Tidak hanya dijadikan sebagai selir, akan tetapi pada perkembangannya para budak perempuan ini juga dijadikan sebagai hadiahi penguasa-penguasa dinasti Islam masa itu, sebagai bagian dari proses diplomasi.
Contoh penggunaan budak sebagai hadiah diplomasi dapat dilihat pada praktek yang dilakukan oleh Musa ibn Nusayr, Gubernur Ifriqiya. Saat menaklukkan sisa-sisa suku Berber di Afrika Utara, ia juga turut menawan sekitar 300 ribu orang-orang Berber. Dari jumlah tawanan yang fantastis ini, sebagian tawanan direkrut untuk menjadi tentara, sebagian budak perempuan dijadikan sebagai hadiah untuk para penguasa di Mesir dan Damaskus, dan sisanya dijual (Hamel, 2013: 115).
Nampaknya perbudakan sulit dilepaskan dari perkembangan peradaban Islam, karena saat Islam memasuki puncak kejayaan yakni pada masa Daulah Abbasiyah, institusi perbudakan masih menjadi salah satu element penting dalam kehidupan masyarakat.
Selama periode ini muncul kategorisasi budak, yaitu budak kulit hitam (abd) dan budak kulit putih (mamluk dan kuls).
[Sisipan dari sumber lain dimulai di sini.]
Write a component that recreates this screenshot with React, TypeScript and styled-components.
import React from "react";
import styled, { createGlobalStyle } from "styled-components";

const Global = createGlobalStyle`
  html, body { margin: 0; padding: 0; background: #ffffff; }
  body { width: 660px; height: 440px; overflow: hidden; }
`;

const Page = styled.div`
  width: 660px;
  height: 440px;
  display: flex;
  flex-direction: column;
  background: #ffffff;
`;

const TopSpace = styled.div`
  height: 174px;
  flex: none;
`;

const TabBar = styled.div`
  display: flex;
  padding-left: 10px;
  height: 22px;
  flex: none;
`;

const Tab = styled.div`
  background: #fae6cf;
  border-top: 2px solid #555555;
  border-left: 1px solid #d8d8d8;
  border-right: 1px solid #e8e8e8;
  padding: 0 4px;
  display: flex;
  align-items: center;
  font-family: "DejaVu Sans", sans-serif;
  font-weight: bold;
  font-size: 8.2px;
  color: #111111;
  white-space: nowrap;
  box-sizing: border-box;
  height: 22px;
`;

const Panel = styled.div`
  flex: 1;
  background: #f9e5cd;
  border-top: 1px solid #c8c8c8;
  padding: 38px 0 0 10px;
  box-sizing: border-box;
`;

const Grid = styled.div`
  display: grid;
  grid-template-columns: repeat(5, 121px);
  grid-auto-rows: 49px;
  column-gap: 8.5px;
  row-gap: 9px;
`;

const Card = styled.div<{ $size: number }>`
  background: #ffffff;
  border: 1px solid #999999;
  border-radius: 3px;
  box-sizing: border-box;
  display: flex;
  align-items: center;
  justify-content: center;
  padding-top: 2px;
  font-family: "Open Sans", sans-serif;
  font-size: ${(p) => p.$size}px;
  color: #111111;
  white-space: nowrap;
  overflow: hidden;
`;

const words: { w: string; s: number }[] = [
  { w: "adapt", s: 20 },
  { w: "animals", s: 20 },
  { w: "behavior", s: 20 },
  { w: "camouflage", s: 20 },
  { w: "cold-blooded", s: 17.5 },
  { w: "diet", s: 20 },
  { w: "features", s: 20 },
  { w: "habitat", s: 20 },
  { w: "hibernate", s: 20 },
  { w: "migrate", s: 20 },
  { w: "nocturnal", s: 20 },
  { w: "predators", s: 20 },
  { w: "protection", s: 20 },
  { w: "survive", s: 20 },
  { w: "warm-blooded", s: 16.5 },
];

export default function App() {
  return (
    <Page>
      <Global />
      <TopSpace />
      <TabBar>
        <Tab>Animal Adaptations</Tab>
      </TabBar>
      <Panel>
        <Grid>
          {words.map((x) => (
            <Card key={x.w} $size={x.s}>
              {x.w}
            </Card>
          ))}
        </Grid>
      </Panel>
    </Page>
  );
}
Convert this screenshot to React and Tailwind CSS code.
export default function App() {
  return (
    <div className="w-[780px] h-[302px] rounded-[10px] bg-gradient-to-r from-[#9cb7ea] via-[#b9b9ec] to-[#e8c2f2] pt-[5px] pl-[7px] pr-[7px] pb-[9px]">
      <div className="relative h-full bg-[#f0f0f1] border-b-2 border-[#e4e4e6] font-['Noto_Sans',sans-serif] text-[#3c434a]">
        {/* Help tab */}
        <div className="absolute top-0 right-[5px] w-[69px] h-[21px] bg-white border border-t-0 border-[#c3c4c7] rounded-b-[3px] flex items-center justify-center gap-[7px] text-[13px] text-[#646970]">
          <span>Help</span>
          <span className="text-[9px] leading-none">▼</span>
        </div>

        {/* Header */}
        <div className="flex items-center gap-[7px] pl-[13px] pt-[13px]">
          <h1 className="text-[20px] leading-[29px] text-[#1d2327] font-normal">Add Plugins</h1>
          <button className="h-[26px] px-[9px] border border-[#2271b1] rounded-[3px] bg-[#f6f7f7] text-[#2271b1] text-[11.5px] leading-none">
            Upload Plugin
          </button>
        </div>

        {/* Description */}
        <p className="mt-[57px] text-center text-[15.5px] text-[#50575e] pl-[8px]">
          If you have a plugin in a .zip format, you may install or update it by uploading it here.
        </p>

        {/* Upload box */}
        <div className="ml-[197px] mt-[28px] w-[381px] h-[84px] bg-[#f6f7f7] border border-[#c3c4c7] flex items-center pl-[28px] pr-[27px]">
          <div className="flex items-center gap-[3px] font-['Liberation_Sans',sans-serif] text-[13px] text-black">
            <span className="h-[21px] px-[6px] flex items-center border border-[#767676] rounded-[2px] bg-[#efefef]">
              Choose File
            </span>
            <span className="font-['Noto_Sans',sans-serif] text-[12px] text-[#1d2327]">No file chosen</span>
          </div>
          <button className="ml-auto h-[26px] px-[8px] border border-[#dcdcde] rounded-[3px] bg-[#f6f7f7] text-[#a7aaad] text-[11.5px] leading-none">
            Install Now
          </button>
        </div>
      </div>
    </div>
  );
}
Munculnya kategorisasi berdasarkan warna kulit ini juga memunculkan perbedaan tugas dari masing-masing budak (Lewis, 1990).
Apabila budak kulit hitam biasanya ditugaskan sebagai petani dan urusan domestik, maka budak Mamluk dan kuls ditempatkan di posisi militer dan administrasi. Orang-orang Turki sangat disukai sebagai budak militer karena mereka cakap menggunakan busur panah, pandai berkuda, dan memiliki loyalitas kepada tuannya.
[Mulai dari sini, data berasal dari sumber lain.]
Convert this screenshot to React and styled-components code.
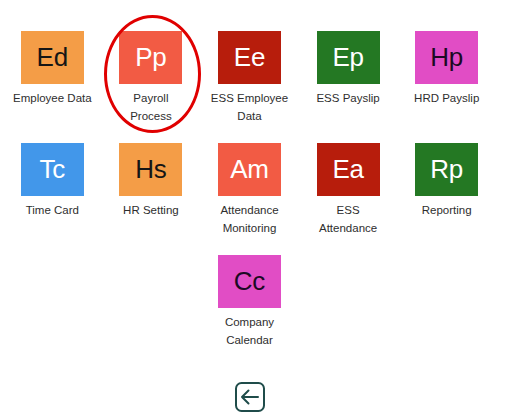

Selain loyal, budak-budak militer juga memiliki fungsi lain, menurut para ahli penggunaan tentara budak memungkinkan para penguasa untuk menguatkan kontrol mereka atas suatu wilayah dan melemahkan basis kekuasaan elit lokal yang dapat mengancam kekuasaan pusat (Chaney, 2012: 366).
Dengan munculnya kategori budak berdasarkan warna kulit ini, muncul pula perbedaan perlakuan terhadap mereka. Dalam prakteknya budak kulit putih memiliki kebebasan lebih besar dibandingkan budak kulilt hitam. Mereka dapat mencapai status sosial yang lebih tinggi jika kinerjanya baik, sedangkan budak kulit hitam mendapat kesempatan lebih terbatas. Oleh sebab itu, tidak mengherankan apabila setelah masa Ummayah jarang sekali ditemukan catatan sejarah yang menceritakan budak kulit hitam dengan posisi strategis di lingkungan istana (Lewis, 1990).
Kategorisasi ini pula yang akhirnya melahirkan beberapa dinasti budak salah satunya Mamluk di Mesir. Dinasti ini dipimpin oleh para budak yang sebelumnya bertugas di bidang militer dan administrasi.
Daftar Pustaka
Ali, Kecia. Sexual Ethics and Islam Feminist Reflections on Qur’an, Hadith, and Jurisprudence. Oxford: One World, 2006.
Ali, Kecia. Marriage and Slavery in Early Islam. Cambridge: Harvard University Press, 2010.
Chaney, Eric; George A. Akerlof; dan Lisa Blaydes. “Democratic Change in the Arab World, Past and Present”. Brookings Papers on Economic Activity, 2012.
Gordon, Murray. Slavery in The Arab World. New York: New Amsterdam Books, 1989.
Hamel, Chouki El. Black Morocco: A History of Slavery, Race, and Islam. Cambridge: Cambridge University Press, 2013.
Lewis, Bernard. Race and Slavery in the Middle East: an Historical Enquiry. Oxford: Oxford University Press, 1990.
Malekian, Farhad. Principles of Islamic International Criminal Law. Leiden: Brill, 2011.
Philips, John Edward. “Some Recent Thinking on Slavery in Islamic Africa and the Middle East”. Middle East Studies Association Bulletin, Vol. 27, No. 2, 1993.
Toledano, Ehud R. Slavery and Abolition in the Ottoman Middle East. Seattle: University of Washington Press, 1998.